Unnamed: 0,Company Names,Cars Names,Engines,CC/Battery Capacity,HorsePower,Total Speed,Performance(0 - 100 )KM/H,Cars Prices,Fuel Types,Seats,Torque
0,FERRARI,SF90 STRADALE,V8,3990 cc,963 hp,340 km/h,2.5 sec,"$1,100,000",plug in hyrbrid,2,800 Nm
1,ROLLS ROYCE,PHANTOM,V12,6749 cc,563 hp,250 km/h,5.3 sec,"$460,000",Petrol,5,900 Nm
2,Ford,KA+,1.2L Petrol,"1,200 cc",70-85 hp,165 km/h,10.5 sec,"$12,000-$15,000",Petrol,5,100 - 140 Nm
3,MERCEDES,GT 63 S,V8,"3,982 cc",630 hp,250 km/h,3.2 sec,"$161,000",Petrol,4,900 Nm
4,AUDI,AUDI R8 Gt,V10,"5,204 cc",602 hp,320 km/h,3.6 sec,"$253,290",Petrol,2,560 Nm


Data Cleaning
- Missingness in the data- The missing data in this dataset is **very small (<0.5%)** and **randomly distributed (MCAR)**, with no correlation to other features.

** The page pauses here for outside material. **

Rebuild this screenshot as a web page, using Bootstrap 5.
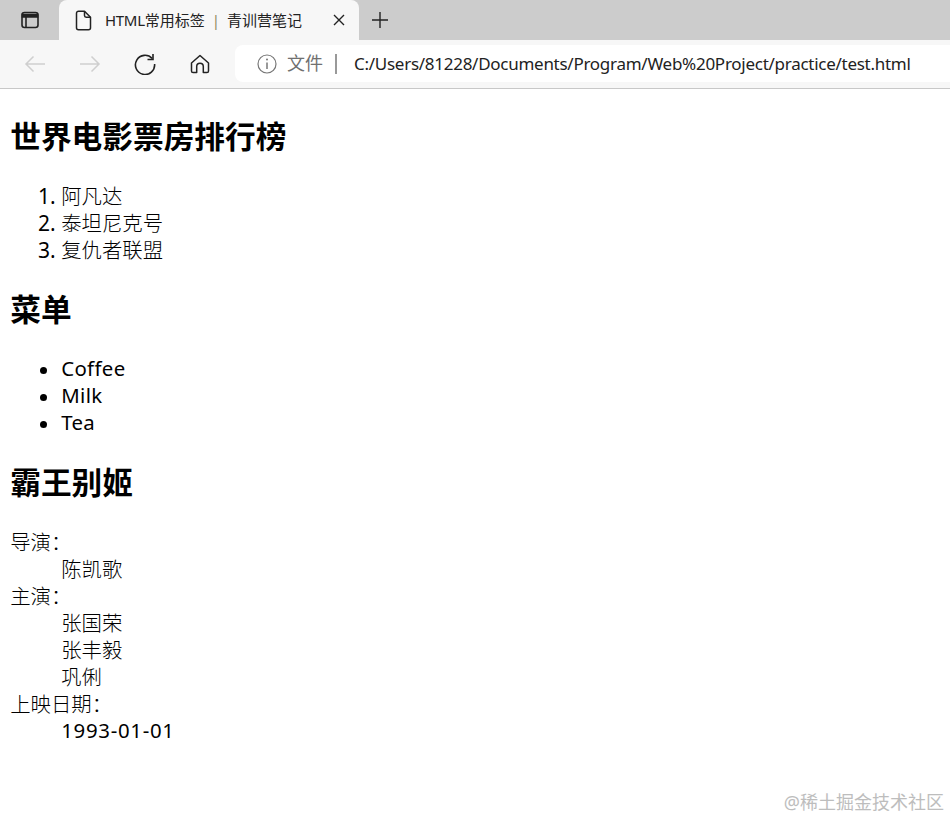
<!DOCTYPE html>
<html lang="zh-CN">
<head>
<meta charset="utf-8">
<title>HTML常用标签 | 青训营笔记</title>
<link href="https://cdn.jsdelivr.net/npm/bootstrap@5.3.0/dist/css/bootstrap.min.css" rel="stylesheet">
<style>
html, body { height: 819px; overflow: hidden; }
body { font-family: "Noto Sans", "Noto Sans CJK SC", sans-serif; color: #000; background: #fff; position: relative; }
.tabstrip { height: 40px; background: #ccc; }
.panel-btn { width: 59px; }
.tab-item { width: 300px; height: 40px; background: #f7f7f7; border-radius: 8px 8px 0 0; font-size: 15px; color: #222; padding-left: 16px; padding-right: 14px; }
.tab-title { margin-left: 13px; white-space: pre; }
.tab-latin { letter-spacing: -0.3px; }
.tab-pipe { color: #8f8a60; margin: 0 7px; }
.tab-add { width: 42px; }
.toolbar { height: 49px; background: #f7f7f7; border-bottom: 1px solid #c8c8c8; padding-top: 5px; padding-bottom: 6px; }
.nav-slot { width: 55px; }
.nav-first { margin-left: 7px; }
.addr-bar { flex: 1; margin-left: 8px; background: #fff; border-radius: 8px 0 0 8px; font-size: 17px; padding-left: 22px; white-space: nowrap; overflow: hidden; }
.addr-file { color: #707070; margin-left: 10px; font-size: 18px; }
.addr-sep { width: 2px; height: 20px; background: #999; margin: 0 16px 0 12px; }
.addr-url { color: #222; letter-spacing: -0.27px; margin-left: 1px; }
.doc { padding: 2px 10.2px 0; font-size: 20.4px; line-height: 27px; font-weight: 300; }
.doc h2 { font-size: 30.7px; font-weight: 700; line-height: 41.2px; margin: 25.4px 0; }
.doc ol, .doc ul { margin: 0; padding-left: 51px; }
.doc ol li::marker { font-size: 21px; font-weight: 400; }
.doc dl { margin: 0; }
.doc dt { font-weight: 300; }
.doc dd { margin: 0 0 0 51px; }
.latin-word { font-weight: 400; letter-spacing: 0.35px; position: relative; top: -1px; }
.date-value { font-weight: 400; letter-spacing: 0.7px; position: relative; top: -1px; }
.mark-text { position: absolute; right: 6px; bottom: 5px; font-size: 18px; line-height: 24px; color: #bdbdbd; }
</style>
</head>
<body>
<div class="tabstrip d-flex align-items-center">
  <div class="panel-btn d-flex justify-content-center align-items-center">
    <svg width="20" height="20" viewBox="0 0 20 20" fill="none" stroke="#222" stroke-width="1.6"><rect x="2" y="2.5" width="16" height="15" rx="2.5"/><path d="M2.5 4.5h15v2.5h-15z" fill="#222"/><path d="M6 7v10"/></svg>
  </div>
  <div class="tab-item d-flex align-items-center">
    <svg width="17" height="21" viewBox="0 0 17 21" fill="none" stroke="#222" stroke-width="1.5" stroke-linejoin="round"><path d="M1.5 3.2a2 2 0 0 1 2-2h6l6 6v10.6a2 2 0 0 1-2 2h-10a2 2 0 0 1-2-2z"/><path d="M9.5 1.2v4.4a1.7 1.7 0 0 0 1.7 1.7h4.3"/></svg>
    <span class="tab-title flex-grow-1"><span class="tab-latin">HTML</span>常用标签<span class="tab-pipe">|</span>青训营笔记</span>
    <svg width="12" height="12" viewBox="0 0 12 12" stroke="#222" stroke-width="1.4"><path d="M1 1l10 10M11 1L1 11"/></svg>
  </div>
  <div class="tab-add d-flex justify-content-center align-items-center">
    <svg width="18" height="18" viewBox="0 0 18 18" stroke="#222" stroke-width="1.4"><path d="M9 1v16M1 9h16"/></svg>
  </div>
</div>
<div class="toolbar d-flex align-items-stretch">
  <div class="nav-slot nav-first d-flex justify-content-center align-items-center">
    <svg width="22" height="18" viewBox="0 0 22 18" fill="none" stroke="#cfcfcf" stroke-width="1.5"><path d="M21 9H2M9.5 1.5L2 9l7.5 7.5"/></svg>
  </div>
  <div class="nav-slot d-flex justify-content-center align-items-center">
    <svg width="22" height="18" viewBox="0 0 22 18" fill="none" stroke="#cfcfcf" stroke-width="1.5"><path d="M1 9h19M12.5 1.5L20 9l-7.5 7.5"/></svg>
  </div>
  <div class="nav-slot d-flex justify-content-center align-items-center">
    <svg width="22" height="22" viewBox="0 0 22 22" fill="none" stroke="#222" stroke-width="1.6"><path d="M18.2 5.5A9.6 9.6 0 1 0 20.6 11"/><path d="M19 1v5.5h-5.5"/></svg>
  </div>
  <div class="nav-slot d-flex justify-content-center align-items-center">
    <svg width="20" height="20" viewBox="0 0 20 20" fill="none" stroke="#222" stroke-width="1.5" stroke-linejoin="round"><path d="M10 1.5L1.5 9v8a1.6 1.6 0 0 0 1.6 1.6h3.6v-6a3.3 3.3 0 0 1 6.6 0v6h3.6a1.6 1.6 0 0 0 1.6-1.6V9z"/></svg>
  </div>
  <div class="addr-bar d-flex align-items-center">
    <svg width="20" height="20" viewBox="0 0 20 20" fill="none" stroke="#777" stroke-width="1.2"><circle cx="10" cy="10" r="9"/><path d="M10 8.5v6.5" stroke-width="1.5"/><circle cx="10" cy="5.6" r="1" fill="#777" stroke="none"/></svg>
    <span class="addr-file">文件</span>
    <span class="addr-sep"></span>
    <span class="addr-url">C:/Users/81228/Documents/Program/Web%20Project/practice/test.html</span>
  </div>
</div>
<main class="doc">
  <h2>世界电影票房排行榜</h2>
  <ol>
    <li>阿凡达</li>
    <li>泰坦尼克号</li>
    <li>复仇者联盟</li>
  </ol>
  <h2>菜单</h2>
  <ul>
    <li><span class="latin-word">Coffee</span></li>
    <li><span class="latin-word">Milk</span></li>
    <li><span class="latin-word">Tea</span></li>
  </ul>
  <h2>霸王别姬</h2>
  <dl>
    <dt>导演：</dt>
    <dd>陈凯歌</dd>
    <dt>主演：</dt>
    <dd>张国荣</dd>
    <dd>张丰毅</dd>
    <dd>巩俐</dd>
    <dt>上映日期：</dt>
    <dd><span class="date-value">1993-01-01</span></dd>
  </dl>
</main>
<div class="mark-text">@稀土掘金技术社区</div>
<script src="https://cdn.jsdelivr.net/npm/bootstrap@5.3.0/dist/js/bootstrap.bundle.min.js"></script>
</body>
</html>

Since imputing values could introduce bias, **deleting these rows is the best approach**, ensuring clean and unbiased data for visualization.
- Range values (for example, horsepower within the range "70-85") are coverted to their average within the range for that specific observation.


In [11]:
notebook_dir = os.path.dirname(os.path.abspath("__file__"))  # Notebook's location
project_root = os.path.abspath(os.path.join(notebook_dir, ".."))  # Go one level up

# Define paths for raw and processed data
raw_data_path = os.path.join(project_root, "data", "raw", "ultimate_car_dataset_2024.csv")
processed_dir = os.path.join(project_root, "data", "processed")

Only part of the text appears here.